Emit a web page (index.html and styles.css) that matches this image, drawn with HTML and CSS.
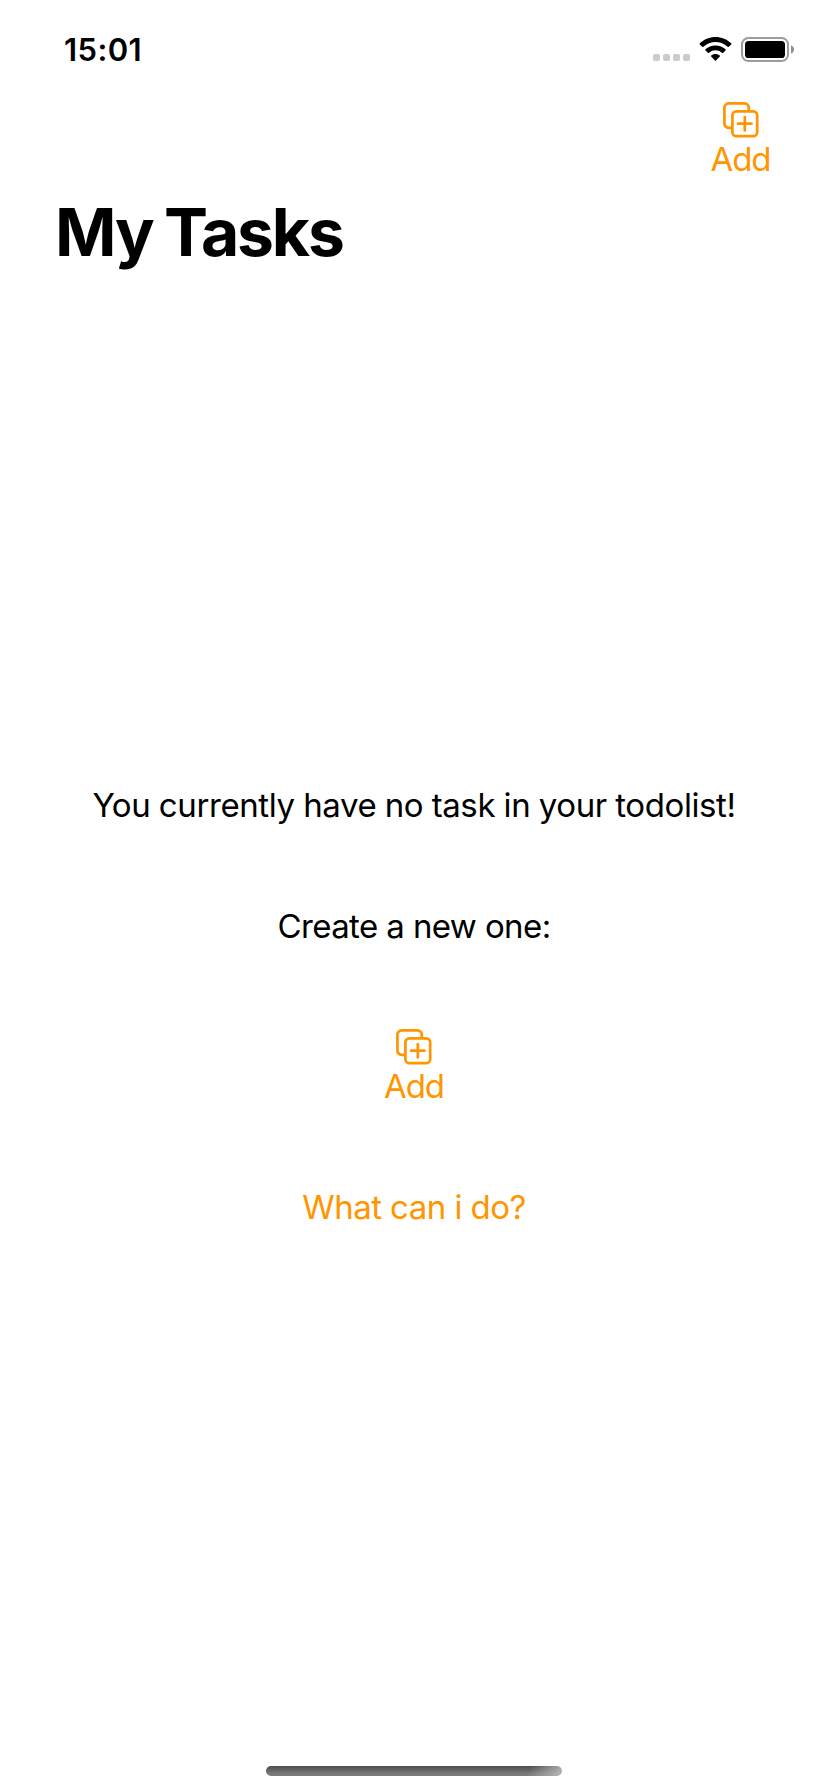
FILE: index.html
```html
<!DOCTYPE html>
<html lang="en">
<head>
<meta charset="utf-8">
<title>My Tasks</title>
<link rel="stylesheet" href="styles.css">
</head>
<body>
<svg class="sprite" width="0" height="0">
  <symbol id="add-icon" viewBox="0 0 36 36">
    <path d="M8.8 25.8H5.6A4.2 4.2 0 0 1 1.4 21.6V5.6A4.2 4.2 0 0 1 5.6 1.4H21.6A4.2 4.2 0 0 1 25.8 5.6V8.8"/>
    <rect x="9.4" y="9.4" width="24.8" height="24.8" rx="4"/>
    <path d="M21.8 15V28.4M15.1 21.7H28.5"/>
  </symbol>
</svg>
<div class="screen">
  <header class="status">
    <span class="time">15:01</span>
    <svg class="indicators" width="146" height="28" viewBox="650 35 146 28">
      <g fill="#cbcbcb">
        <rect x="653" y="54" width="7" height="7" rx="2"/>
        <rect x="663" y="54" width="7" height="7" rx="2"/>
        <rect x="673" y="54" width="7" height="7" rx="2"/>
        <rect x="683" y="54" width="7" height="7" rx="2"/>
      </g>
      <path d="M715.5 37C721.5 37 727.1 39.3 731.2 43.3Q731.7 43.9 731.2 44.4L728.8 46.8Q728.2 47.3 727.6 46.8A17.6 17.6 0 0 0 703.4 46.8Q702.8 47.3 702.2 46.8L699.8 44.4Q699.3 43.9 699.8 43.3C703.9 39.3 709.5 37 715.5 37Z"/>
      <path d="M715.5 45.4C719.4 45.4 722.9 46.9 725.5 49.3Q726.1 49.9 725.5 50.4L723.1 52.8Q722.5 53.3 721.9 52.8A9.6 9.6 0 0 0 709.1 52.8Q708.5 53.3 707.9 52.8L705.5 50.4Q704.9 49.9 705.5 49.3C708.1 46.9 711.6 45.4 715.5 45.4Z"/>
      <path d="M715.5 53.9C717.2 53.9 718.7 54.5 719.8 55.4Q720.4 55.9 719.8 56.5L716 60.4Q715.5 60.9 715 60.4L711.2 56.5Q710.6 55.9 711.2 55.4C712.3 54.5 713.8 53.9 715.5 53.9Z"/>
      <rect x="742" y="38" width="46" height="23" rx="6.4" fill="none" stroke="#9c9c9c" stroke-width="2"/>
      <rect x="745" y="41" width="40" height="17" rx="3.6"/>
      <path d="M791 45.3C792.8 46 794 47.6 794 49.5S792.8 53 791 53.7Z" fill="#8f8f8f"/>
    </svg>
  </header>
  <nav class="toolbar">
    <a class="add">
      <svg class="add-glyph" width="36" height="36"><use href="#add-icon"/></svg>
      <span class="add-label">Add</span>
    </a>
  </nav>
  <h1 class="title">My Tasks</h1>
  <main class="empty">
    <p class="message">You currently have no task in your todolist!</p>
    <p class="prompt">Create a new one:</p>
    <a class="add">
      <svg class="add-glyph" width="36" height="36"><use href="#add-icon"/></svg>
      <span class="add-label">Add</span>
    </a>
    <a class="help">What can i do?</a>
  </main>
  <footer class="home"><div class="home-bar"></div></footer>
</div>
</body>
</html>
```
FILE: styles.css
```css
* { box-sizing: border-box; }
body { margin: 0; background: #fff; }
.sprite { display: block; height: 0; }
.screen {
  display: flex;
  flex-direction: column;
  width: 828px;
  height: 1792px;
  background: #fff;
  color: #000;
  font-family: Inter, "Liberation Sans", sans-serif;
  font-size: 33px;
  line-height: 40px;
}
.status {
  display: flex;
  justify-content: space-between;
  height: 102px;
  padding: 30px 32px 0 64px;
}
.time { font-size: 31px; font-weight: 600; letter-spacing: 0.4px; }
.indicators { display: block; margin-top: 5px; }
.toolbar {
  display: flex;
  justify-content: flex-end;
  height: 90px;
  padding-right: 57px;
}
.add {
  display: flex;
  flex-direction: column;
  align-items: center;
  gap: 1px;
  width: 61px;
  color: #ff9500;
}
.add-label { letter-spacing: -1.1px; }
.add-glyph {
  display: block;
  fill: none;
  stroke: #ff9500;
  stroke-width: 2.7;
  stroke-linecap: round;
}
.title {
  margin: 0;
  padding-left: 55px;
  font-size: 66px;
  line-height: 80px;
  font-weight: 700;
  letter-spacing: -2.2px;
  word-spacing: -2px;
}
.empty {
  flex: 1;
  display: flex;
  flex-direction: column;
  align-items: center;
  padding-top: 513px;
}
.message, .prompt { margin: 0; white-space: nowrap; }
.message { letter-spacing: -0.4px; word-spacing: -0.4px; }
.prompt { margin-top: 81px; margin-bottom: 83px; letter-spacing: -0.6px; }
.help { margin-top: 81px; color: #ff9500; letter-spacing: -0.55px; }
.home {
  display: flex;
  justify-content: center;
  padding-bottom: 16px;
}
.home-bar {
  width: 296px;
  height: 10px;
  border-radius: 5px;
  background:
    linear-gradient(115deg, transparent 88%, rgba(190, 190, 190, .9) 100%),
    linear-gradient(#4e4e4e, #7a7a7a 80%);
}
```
-*-
▸ **THE PROBLEM**:
Repeat the listing verbatim. Skip the pictures.

▸ **FULL OUTPUT**:
Emit a web page (index.html and styles.css) that matches this image, drawn with HTML and CSS.
FILE: index.html
```html
<!DOCTYPE html>
<html lang="en">
<head>
<meta charset="utf-8">
<title>My Tasks</title>
<link rel="stylesheet" href="styles.css">
</head>
<body>
<svg class="sprite" width="0" height="0">
  <symbol id="add-icon" viewBox="0 0 36 36">
    <path d="M8.8 25.8H5.6A4.2 4.2 0 0 1 1.4 21.6V5.6A4.2 4.2 0 0 1 5.6 1.4H21.6A4.2 4.2 0 0 1 25.8 5.6V8.8"/>
    <rect x="9.4" y="9.4" width="24.8" height="24.8" rx="4"/>
    <path d="M21.8 15V28.4M15.1 21.7H28.5"/>
  </symbol>
</svg>
<div class="screen">
  <header class="status">
    <span class="time">15:01</span>
    <svg class="indicators" width="146" height="28" viewBox="650 35 146 28">
      <g fill="#cbcbcb">
        <rect x="653" y="54" width="7" height="7" rx="2"/>
        <rect x="663" y="54" width="7" height="7" rx="2"/>
        <rect x="673" y="54" width="7" height="7" rx="2"/>
        <rect x="683" y="54" width="7" height="7" rx="2"/>
      </g>
      <path d="M715.5 37C721.5 37 727.1 39.3 731.2 43.3Q731.7 43.9 731.2 44.4L728.8 46.8Q728.2 47.3 727.6 46.8A17.6 17.6 0 0 0 703.4 46.8Q702.8 47.3 702.2 46.8L699.8 44.4Q699.3 43.9 699.8 43.3C703.9 39.3 709.5 37 715.5 37Z"/>
      <path d="M715.5 45.4C719.4 45.4 722.9 46.9 725.5 49.3Q726.1 49.9 725.5 50.4L723.1 52.8Q722.5 53.3 721.9 52.8A9.6 9.6 0 0 0 709.1 52.8Q708.5 53.3 707.9 52.8L705.5 50.4Q704.9 49.9 705.5 49.3C708.1 46.9 711.6 45.4 715.5 45.4Z"/>
      <path d="M715.5 53.9C717.2 53.9 718.7 54.5 719.8 55.4Q720.4 55.9 719.8 56.5L716 60.4Q715.5 60.9 715 60.4L711.2 56.5Q710.6 55.9 711.2 55.4C712.3 54.5 713.8 53.9 715.5 53.9Z"/>
      <rect x="742" y="38" width="46" height="23" rx="6.4" fill="none" stroke="#9c9c9c" stroke-width="2"/>
      <rect x="745" y="41" width="40" height="17" rx="3.6"/>
      <path d="M791 45.3C792.8 46 794 47.6 794 49.5S792.8 53 791 53.7Z" fill="#8f8f8f"/>
    </svg>
  </header>
  <nav class="toolbar">
    <a class="add">
      <svg class="add-glyph" width="36" height="36"><use href="#add-icon"/></svg>
      <span class="add-label">Add</span>
    </a>
  </nav>
  <h1 class="title">My Tasks</h1>
  <main class="empty">
    <p class="message">You currently have no task in your todolist!</p>
    <p class="prompt">Create a new one:</p>
    <a class="add">
      <svg class="add-glyph" width="36" height="36"><use href="#add-icon"/></svg>
      <span class="add-label">Add</span>
    </a>
    <a class="help">What can i do?</a>
  </main>
  <footer class="home"><div class="home-bar"></div></footer>
</div>
</body>
</html>
```
FILE: styles.css
```css
* { box-sizing: border-box; }
body { margin: 0; background: #fff; }
.sprite { display: block; height: 0; }
.screen {
  display: flex;
  flex-direction: column;
  width: 828px;
  height: 1792px;
  background: #fff;
  color: #000;
  font-family: Inter, "Liberation Sans", sans-serif;
  font-size: 33px;
  line-height: 40px;
}
.status {
  display: flex;
  justify-content: space-between;
  height: 102px;
  padding: 30px 32px 0 64px;
}
.time { font-size: 31px; font-weight: 600; letter-spacing: 0.4px; }
.indicators { display: block; margin-top: 5px; }
.toolbar {
  display: flex;
  justify-content: flex-end;
  height: 90px;
  padding-right: 57px;
}
.add {
  display: flex;
  flex-direction: column;
  align-items: center;
  gap: 1px;
  width: 61px;
  color: #ff9500;
}
.add-label { letter-spacing: -1.1px; }
.add-glyph {
  display: block;
  fill: none;
  stroke: #ff9500;
  stroke-width: 2.7;
  stroke-linecap: round;
}
.title {
  margin: 0;
  padding-left: 55px;
  font-size: 66px;
  line-height: 80px;
  font-weight: 700;
  letter-spacing: -2.2px;
  word-spacing: -2px;
}
.empty {
  flex: 1;
  display: flex;
  flex-direction: column;
  align-items: center;
  padding-top: 513px;
}
.message, .prompt { margin: 0; white-space: nowrap; }
.message { letter-spacing: -0.4px; word-spacing: -0.4px; }
.prompt { margin-top: 81px; margin-bottom: 83px; letter-spacing: -0.6px; }
.help { margin-top: 81px; color: #ff9500; letter-spacing: -0.55px; }
.home {
  display: flex;
  justify-content: center;
  padding-bottom: 16px;
}
.home-bar {
  width: 296px;
  height: 10px;
  border-radius: 5px;
  background:
    linear-gradient(115deg, transparent 88%, rgba(190, 190, 190, .9) 100%),
    linear-gradient(#4e4e4e, #7a7a7a 80%);
}
```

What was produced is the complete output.